Copy out all lines where "image" appears.

**Recorded information:**
::::::::

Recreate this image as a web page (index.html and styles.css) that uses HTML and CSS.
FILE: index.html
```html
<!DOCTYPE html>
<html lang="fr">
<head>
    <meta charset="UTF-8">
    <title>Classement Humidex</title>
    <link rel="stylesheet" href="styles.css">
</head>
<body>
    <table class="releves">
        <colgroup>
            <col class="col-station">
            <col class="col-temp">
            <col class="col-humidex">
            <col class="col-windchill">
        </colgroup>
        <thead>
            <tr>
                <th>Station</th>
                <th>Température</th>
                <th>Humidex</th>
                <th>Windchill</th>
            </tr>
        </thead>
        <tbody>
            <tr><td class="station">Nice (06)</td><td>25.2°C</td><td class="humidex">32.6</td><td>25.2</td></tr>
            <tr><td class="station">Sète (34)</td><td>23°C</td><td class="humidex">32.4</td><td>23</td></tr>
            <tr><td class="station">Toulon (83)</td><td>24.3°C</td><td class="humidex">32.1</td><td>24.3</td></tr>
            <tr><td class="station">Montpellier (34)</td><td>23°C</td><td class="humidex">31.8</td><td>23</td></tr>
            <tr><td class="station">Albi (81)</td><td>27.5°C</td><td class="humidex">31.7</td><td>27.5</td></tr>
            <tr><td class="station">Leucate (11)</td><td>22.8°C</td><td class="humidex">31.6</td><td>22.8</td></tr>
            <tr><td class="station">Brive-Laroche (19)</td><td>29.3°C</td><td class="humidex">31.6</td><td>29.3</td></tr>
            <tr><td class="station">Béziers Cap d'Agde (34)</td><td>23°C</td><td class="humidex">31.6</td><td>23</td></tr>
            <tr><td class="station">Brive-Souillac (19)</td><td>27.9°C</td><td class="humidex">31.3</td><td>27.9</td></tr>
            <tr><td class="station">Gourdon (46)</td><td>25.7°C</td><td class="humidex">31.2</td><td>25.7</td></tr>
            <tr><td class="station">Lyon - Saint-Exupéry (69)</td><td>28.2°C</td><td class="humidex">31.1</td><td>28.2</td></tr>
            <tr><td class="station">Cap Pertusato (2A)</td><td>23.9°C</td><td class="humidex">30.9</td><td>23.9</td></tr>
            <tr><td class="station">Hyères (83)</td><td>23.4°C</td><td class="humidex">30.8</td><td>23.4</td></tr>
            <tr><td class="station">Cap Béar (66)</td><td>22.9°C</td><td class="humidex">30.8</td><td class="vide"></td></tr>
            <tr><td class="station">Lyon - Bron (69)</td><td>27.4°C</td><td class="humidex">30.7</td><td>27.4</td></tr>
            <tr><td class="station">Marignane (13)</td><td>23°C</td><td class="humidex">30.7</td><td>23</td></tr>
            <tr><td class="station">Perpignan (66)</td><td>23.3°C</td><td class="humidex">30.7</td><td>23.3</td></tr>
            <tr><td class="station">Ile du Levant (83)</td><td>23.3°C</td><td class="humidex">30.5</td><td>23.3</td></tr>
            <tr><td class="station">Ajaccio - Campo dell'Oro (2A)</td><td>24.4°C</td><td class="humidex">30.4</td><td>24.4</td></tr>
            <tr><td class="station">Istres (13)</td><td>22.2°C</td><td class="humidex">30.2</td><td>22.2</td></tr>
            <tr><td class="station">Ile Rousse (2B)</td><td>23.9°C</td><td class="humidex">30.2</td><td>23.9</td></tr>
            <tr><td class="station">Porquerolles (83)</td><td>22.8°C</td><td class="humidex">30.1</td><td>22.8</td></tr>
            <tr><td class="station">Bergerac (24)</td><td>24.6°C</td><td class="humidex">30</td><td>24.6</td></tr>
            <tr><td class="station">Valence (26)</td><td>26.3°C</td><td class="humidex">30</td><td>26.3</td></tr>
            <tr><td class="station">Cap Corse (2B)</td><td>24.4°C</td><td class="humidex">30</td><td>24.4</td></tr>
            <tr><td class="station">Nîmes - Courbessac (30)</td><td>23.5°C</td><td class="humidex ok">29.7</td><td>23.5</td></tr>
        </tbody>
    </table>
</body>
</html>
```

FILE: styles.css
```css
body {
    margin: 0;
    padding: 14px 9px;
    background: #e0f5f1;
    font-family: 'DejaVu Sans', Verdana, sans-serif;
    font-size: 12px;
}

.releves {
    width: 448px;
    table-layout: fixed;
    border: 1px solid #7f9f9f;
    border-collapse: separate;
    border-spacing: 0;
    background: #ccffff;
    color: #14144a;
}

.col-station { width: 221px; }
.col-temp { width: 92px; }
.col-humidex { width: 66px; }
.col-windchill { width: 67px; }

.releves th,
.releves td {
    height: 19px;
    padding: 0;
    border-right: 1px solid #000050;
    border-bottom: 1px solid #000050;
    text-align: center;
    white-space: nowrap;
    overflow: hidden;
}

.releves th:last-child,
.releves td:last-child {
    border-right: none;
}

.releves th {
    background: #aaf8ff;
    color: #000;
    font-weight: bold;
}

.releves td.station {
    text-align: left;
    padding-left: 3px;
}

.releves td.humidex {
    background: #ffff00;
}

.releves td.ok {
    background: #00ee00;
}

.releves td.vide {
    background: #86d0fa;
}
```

::::::::

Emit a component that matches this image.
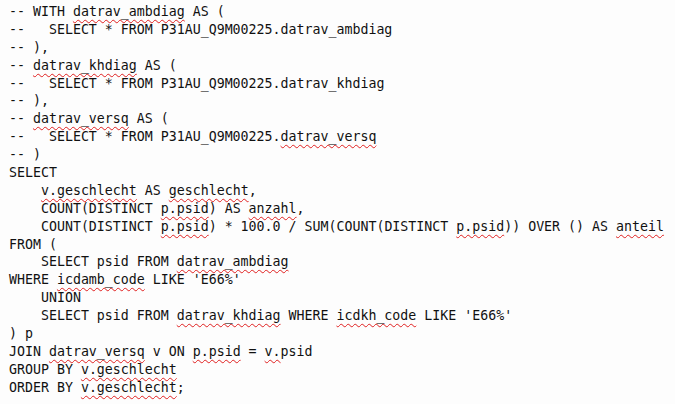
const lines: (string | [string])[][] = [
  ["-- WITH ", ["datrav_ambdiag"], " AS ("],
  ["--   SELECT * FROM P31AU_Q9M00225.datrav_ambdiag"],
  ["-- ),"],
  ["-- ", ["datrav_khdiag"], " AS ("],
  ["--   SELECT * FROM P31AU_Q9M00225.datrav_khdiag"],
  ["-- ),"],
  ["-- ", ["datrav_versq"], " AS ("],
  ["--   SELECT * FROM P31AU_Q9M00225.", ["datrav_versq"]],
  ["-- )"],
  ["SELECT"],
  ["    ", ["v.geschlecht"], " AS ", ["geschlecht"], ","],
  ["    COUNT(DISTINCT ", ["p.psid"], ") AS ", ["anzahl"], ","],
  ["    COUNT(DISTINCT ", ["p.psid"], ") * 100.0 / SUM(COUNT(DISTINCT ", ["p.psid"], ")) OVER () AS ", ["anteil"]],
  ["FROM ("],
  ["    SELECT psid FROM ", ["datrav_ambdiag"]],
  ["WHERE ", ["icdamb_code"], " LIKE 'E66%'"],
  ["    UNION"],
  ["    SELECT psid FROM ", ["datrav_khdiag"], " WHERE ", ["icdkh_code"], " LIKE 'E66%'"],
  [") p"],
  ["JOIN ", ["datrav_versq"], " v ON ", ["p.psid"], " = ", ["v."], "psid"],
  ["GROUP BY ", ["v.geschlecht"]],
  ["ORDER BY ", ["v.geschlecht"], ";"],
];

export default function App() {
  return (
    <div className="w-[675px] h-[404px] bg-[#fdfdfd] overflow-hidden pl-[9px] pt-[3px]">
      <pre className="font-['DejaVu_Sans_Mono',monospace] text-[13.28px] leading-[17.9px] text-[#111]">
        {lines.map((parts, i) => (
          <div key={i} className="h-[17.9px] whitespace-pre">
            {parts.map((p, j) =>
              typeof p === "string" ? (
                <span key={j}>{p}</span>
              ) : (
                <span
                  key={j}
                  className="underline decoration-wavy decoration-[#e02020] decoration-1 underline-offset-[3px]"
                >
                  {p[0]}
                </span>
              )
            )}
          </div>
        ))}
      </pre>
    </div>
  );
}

::::::::

**Answer:**
Recreate this image as a web page (index.html and styles.css) that uses HTML and CSS.
Emit a component that matches this image.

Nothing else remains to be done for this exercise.